*Goal*.
In the entries below, how many lines hold the string "components"? Give only the number.

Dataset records
****

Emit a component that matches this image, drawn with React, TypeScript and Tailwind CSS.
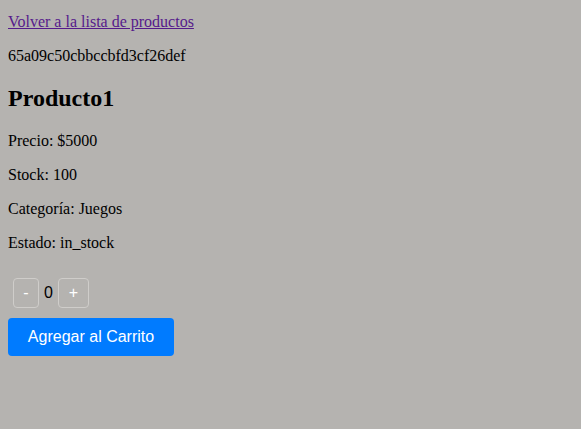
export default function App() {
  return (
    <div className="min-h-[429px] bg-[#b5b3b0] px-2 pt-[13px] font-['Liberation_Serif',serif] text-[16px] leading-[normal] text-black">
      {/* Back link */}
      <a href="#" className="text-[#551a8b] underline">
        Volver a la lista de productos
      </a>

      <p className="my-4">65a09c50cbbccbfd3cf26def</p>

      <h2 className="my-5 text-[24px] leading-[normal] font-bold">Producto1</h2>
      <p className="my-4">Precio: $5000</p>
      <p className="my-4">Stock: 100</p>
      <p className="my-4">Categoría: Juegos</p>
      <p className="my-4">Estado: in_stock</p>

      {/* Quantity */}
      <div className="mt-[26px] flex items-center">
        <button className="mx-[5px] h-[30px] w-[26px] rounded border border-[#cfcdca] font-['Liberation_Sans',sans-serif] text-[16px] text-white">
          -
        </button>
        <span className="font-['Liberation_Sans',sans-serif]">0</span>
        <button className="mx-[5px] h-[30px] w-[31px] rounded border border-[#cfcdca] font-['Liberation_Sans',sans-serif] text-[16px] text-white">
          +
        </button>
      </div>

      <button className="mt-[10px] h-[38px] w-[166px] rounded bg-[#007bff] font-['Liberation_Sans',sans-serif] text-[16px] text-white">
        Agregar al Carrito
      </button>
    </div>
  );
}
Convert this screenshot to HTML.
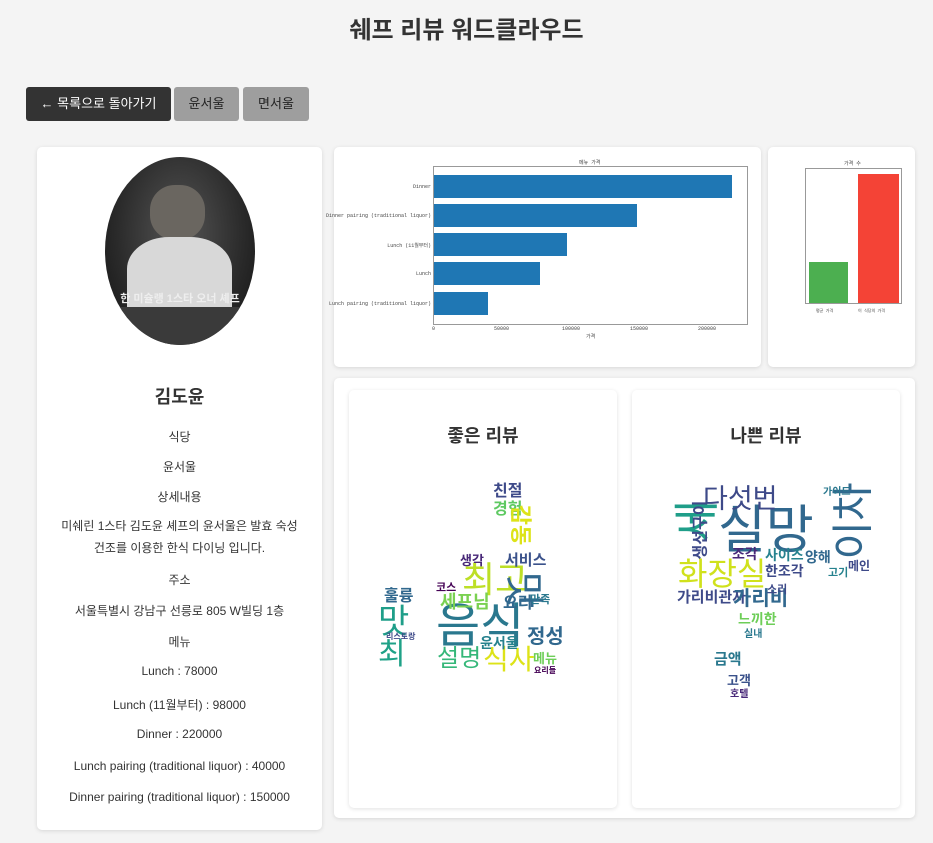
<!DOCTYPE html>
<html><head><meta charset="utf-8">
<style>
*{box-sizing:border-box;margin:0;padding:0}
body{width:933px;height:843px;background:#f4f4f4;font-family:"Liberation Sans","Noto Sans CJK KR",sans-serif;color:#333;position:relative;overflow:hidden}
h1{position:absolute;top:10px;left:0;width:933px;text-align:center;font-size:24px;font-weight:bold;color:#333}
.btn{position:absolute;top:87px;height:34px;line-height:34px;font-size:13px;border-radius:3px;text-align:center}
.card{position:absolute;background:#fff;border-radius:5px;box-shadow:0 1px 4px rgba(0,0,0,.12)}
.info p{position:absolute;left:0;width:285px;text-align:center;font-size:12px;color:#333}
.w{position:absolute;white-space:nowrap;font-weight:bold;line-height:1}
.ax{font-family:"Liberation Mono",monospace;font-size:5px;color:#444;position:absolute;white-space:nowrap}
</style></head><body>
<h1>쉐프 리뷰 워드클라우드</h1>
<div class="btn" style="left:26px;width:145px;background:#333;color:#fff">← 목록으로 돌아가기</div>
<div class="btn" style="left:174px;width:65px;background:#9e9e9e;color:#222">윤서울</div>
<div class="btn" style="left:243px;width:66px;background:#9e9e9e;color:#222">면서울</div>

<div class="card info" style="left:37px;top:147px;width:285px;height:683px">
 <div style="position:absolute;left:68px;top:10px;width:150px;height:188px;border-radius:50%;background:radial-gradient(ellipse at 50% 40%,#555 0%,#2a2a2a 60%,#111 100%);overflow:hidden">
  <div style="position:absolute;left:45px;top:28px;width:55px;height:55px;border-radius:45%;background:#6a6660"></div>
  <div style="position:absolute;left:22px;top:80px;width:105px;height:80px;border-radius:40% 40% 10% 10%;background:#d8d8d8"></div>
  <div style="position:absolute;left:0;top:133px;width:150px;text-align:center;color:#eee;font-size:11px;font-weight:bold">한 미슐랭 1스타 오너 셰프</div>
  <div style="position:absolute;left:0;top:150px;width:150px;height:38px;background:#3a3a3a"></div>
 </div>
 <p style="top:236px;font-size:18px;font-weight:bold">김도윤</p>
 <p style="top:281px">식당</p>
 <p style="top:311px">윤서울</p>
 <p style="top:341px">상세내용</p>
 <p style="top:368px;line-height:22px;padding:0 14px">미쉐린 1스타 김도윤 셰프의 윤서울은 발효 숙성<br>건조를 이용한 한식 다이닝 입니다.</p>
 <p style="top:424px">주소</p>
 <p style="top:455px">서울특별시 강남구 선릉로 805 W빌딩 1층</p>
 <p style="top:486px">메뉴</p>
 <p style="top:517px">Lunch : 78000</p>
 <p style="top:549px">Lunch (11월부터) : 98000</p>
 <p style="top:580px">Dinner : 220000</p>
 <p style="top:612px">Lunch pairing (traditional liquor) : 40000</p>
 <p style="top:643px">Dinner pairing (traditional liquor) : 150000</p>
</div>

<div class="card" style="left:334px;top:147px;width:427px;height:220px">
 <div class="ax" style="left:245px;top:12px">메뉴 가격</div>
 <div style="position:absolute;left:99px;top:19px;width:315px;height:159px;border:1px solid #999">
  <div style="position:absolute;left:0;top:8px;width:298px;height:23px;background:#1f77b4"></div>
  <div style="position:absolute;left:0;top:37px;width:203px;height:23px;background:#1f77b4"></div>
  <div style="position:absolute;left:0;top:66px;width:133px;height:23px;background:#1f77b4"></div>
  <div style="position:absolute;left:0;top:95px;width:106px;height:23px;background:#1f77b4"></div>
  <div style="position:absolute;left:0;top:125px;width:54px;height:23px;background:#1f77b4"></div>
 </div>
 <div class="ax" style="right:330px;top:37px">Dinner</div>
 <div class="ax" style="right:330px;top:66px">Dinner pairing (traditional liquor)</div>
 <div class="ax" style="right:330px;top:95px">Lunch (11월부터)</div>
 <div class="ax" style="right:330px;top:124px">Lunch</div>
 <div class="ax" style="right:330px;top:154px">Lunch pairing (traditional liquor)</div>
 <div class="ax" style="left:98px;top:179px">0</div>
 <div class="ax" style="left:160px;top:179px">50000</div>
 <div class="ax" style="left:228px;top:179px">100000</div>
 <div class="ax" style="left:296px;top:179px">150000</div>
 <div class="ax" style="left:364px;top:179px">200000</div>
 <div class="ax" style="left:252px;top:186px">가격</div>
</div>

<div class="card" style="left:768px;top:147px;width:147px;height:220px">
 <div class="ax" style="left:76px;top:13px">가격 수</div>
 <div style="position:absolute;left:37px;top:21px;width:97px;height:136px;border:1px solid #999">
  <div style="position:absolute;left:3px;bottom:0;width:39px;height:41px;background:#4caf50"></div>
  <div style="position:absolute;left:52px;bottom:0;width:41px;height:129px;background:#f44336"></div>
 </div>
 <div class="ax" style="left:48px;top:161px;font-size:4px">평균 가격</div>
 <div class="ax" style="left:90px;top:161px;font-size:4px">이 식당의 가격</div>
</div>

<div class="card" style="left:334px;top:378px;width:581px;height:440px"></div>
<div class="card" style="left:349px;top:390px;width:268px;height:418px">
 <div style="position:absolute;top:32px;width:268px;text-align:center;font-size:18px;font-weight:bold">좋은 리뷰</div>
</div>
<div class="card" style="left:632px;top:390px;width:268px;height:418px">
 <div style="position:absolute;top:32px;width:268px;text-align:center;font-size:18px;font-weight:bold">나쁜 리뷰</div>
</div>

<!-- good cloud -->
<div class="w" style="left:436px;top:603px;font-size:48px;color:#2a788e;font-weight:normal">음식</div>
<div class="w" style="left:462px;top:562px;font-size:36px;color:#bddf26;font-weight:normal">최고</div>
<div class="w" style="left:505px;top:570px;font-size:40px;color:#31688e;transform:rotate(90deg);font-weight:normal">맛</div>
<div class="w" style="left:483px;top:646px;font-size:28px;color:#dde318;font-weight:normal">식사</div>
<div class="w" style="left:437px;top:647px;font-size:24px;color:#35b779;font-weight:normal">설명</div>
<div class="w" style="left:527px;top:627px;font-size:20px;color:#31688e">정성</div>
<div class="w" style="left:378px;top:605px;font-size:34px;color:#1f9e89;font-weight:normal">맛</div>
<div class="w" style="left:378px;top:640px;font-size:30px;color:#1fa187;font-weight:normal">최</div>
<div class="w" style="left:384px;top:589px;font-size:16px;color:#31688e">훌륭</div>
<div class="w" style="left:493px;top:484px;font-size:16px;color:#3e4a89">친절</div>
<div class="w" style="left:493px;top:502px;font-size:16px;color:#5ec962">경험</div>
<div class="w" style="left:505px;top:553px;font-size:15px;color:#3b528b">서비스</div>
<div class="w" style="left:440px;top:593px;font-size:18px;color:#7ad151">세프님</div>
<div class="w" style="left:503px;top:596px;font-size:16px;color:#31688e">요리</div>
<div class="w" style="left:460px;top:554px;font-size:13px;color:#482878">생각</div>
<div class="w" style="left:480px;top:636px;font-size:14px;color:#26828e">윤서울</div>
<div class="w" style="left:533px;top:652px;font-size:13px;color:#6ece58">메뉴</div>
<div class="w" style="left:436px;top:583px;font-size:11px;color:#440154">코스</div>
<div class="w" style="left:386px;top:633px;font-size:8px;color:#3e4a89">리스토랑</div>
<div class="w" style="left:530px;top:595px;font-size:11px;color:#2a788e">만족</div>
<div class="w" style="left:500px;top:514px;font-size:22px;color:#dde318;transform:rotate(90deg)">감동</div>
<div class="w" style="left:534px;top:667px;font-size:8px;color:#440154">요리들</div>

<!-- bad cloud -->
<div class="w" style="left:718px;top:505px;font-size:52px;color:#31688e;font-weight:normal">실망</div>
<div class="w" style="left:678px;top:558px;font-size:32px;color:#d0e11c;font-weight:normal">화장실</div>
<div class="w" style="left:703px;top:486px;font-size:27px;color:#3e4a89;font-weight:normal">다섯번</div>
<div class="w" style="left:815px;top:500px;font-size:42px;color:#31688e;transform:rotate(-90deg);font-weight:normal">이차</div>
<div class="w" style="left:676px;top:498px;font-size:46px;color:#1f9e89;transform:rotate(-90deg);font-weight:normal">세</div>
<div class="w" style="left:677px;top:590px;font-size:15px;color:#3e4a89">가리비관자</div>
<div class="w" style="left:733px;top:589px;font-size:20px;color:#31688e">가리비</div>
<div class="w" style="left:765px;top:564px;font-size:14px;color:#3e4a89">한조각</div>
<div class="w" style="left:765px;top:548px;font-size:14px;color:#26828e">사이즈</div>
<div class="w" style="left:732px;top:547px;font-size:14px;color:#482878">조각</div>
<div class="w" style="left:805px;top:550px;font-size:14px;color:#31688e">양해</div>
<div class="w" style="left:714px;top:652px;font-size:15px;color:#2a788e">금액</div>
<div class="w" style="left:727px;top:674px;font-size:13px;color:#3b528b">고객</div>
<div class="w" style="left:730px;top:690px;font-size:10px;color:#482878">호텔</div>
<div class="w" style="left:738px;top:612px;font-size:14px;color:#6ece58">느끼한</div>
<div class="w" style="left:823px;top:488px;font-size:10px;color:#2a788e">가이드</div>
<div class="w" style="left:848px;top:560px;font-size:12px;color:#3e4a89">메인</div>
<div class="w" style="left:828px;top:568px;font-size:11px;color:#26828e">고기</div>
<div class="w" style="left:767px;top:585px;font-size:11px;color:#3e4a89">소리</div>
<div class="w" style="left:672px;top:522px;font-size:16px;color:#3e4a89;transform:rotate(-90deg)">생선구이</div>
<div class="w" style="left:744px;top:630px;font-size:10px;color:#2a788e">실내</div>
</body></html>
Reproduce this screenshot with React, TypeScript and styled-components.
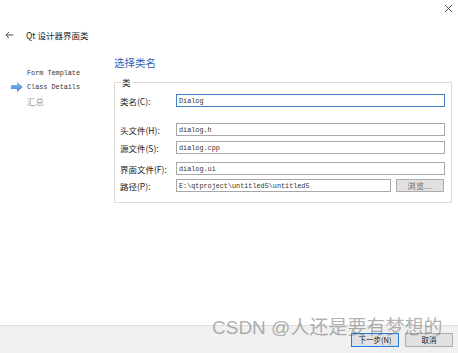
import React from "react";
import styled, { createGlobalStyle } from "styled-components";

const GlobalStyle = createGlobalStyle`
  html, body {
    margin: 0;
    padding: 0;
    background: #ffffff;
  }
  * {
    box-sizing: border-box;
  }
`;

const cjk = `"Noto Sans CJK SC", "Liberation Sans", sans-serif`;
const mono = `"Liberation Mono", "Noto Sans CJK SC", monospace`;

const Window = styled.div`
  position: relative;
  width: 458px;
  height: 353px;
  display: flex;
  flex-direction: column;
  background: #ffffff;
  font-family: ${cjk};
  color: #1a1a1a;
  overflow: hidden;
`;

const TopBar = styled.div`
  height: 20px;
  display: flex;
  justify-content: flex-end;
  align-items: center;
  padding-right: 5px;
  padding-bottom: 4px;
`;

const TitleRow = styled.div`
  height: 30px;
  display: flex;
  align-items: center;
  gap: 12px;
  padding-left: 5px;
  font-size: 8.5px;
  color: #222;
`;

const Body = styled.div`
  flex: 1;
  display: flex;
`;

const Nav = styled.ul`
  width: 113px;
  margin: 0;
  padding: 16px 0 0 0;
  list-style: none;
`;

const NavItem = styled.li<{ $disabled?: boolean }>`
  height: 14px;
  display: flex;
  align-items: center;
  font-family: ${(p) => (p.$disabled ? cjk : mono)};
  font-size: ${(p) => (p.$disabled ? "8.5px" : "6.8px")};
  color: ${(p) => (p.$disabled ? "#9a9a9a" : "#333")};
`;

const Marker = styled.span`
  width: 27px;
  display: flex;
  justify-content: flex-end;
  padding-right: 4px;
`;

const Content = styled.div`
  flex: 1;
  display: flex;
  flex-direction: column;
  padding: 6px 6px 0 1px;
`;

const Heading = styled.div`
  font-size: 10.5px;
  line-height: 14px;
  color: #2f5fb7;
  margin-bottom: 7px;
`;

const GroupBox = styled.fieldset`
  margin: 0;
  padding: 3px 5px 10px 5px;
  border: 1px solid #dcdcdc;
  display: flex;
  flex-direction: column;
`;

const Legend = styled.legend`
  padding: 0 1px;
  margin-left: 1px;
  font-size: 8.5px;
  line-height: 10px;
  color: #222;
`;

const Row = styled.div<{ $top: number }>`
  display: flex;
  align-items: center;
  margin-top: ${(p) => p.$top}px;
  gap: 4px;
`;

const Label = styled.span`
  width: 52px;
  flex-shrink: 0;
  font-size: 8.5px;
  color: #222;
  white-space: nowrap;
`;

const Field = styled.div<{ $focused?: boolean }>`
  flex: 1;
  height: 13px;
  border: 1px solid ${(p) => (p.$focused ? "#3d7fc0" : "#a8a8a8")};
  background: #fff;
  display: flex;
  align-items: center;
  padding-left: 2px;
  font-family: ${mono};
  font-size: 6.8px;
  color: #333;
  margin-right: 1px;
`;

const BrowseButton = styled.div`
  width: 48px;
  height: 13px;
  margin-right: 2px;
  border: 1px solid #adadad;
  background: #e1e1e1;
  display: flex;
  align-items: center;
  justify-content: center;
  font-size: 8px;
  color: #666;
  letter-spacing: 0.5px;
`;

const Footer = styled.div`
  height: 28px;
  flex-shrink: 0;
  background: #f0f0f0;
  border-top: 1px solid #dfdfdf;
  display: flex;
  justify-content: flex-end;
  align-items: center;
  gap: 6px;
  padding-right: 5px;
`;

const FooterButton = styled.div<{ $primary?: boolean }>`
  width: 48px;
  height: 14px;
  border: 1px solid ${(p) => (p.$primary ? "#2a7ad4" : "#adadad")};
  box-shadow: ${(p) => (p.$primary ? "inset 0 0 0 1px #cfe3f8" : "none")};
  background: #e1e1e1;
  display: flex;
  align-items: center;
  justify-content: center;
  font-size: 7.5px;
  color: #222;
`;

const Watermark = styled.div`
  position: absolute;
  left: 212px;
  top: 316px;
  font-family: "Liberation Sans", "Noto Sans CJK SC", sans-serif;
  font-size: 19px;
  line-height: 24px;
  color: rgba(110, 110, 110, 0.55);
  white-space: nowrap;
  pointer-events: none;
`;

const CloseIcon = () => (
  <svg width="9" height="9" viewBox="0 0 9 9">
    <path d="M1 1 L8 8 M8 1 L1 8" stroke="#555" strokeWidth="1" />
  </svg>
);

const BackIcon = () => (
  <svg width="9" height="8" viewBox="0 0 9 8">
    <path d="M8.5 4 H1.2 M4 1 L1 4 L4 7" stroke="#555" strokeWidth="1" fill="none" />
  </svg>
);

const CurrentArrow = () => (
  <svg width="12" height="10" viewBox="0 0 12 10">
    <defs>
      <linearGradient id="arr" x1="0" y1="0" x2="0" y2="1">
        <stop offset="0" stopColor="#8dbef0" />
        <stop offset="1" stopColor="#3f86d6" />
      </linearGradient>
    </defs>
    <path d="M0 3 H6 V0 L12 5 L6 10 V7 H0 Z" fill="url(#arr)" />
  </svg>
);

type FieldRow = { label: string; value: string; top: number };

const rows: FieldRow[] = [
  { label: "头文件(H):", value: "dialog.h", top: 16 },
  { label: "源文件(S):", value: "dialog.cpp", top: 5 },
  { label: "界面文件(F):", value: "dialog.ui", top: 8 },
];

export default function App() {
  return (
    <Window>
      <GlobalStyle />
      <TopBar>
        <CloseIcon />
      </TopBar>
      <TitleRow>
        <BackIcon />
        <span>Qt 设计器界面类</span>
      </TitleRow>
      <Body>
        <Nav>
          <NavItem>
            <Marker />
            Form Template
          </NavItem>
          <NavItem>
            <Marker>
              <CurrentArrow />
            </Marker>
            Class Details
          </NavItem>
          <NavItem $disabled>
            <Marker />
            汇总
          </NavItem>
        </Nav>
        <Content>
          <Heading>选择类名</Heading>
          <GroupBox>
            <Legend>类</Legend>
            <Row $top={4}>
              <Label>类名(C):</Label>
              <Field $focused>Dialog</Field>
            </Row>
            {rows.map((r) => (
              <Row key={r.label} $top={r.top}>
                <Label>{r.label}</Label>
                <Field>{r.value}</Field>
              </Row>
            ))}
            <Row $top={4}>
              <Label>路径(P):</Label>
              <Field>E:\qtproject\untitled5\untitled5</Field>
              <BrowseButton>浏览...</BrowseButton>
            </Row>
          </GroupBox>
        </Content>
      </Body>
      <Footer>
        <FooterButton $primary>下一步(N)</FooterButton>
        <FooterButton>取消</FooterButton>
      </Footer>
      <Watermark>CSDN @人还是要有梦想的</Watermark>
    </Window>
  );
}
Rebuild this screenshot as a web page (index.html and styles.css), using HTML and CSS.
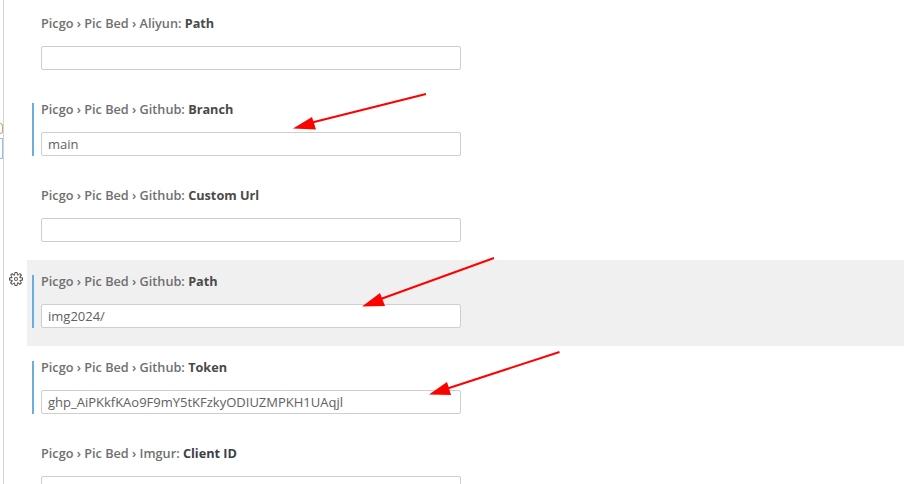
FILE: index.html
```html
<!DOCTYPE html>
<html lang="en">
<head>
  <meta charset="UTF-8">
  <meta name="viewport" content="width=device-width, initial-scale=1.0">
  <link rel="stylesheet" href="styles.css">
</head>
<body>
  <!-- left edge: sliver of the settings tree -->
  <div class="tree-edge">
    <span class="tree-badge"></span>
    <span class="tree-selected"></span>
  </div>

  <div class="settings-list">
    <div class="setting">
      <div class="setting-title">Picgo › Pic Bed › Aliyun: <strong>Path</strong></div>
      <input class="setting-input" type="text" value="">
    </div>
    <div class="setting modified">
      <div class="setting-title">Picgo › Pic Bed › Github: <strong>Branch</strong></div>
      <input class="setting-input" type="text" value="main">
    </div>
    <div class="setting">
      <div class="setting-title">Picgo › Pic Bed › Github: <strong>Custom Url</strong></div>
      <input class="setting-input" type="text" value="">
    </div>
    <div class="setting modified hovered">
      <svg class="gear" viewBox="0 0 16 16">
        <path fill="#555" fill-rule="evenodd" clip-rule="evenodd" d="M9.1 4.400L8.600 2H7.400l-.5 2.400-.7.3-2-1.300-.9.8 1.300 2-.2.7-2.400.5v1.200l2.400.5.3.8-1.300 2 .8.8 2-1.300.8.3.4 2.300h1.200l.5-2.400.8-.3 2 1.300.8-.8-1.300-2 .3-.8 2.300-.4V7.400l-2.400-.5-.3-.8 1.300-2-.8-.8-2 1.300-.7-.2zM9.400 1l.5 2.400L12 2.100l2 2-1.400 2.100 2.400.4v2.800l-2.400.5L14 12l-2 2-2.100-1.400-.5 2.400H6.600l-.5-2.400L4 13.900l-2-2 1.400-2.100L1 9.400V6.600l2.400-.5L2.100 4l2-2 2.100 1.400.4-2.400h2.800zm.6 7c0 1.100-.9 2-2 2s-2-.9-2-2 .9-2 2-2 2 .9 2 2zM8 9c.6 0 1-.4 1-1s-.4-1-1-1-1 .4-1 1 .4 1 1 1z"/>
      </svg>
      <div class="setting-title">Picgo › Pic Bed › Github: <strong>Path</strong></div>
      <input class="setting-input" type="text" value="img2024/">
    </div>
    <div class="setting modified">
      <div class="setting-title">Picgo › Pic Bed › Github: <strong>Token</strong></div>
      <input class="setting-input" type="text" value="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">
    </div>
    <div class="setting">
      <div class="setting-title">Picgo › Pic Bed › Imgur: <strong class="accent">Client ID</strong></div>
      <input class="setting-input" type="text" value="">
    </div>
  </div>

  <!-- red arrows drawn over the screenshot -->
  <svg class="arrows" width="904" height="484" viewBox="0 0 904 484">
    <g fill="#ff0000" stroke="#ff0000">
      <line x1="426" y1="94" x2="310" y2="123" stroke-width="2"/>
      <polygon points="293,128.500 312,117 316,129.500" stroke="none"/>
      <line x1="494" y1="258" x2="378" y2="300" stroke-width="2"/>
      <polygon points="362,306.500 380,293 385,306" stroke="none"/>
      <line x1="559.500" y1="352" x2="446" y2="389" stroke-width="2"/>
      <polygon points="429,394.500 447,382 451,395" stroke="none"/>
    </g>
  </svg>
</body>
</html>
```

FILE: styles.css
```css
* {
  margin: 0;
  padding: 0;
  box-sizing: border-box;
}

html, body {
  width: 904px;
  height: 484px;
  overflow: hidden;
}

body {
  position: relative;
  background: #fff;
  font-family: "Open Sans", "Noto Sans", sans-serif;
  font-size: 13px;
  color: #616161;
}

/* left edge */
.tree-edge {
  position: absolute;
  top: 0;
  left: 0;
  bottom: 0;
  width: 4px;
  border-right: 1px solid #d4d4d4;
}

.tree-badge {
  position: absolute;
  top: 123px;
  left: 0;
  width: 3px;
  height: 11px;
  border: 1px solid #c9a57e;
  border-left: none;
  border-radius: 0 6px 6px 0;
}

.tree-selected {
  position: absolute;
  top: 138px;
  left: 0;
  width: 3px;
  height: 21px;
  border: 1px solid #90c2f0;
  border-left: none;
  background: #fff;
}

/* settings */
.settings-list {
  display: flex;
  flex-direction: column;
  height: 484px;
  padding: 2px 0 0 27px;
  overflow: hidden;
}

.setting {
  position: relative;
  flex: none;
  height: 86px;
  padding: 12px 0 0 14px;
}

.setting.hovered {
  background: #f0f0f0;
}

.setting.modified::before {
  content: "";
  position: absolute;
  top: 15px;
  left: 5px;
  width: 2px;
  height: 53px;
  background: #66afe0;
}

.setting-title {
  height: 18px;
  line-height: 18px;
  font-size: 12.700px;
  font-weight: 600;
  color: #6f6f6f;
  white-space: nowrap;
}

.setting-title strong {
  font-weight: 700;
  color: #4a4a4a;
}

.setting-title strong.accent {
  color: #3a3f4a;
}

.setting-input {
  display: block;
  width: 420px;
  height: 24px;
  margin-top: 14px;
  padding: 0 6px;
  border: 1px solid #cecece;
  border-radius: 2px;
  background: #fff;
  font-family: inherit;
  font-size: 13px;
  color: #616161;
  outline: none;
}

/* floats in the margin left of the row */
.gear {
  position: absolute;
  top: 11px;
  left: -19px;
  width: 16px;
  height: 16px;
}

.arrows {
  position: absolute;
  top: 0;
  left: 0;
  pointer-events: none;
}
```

****

*Full solution*.
2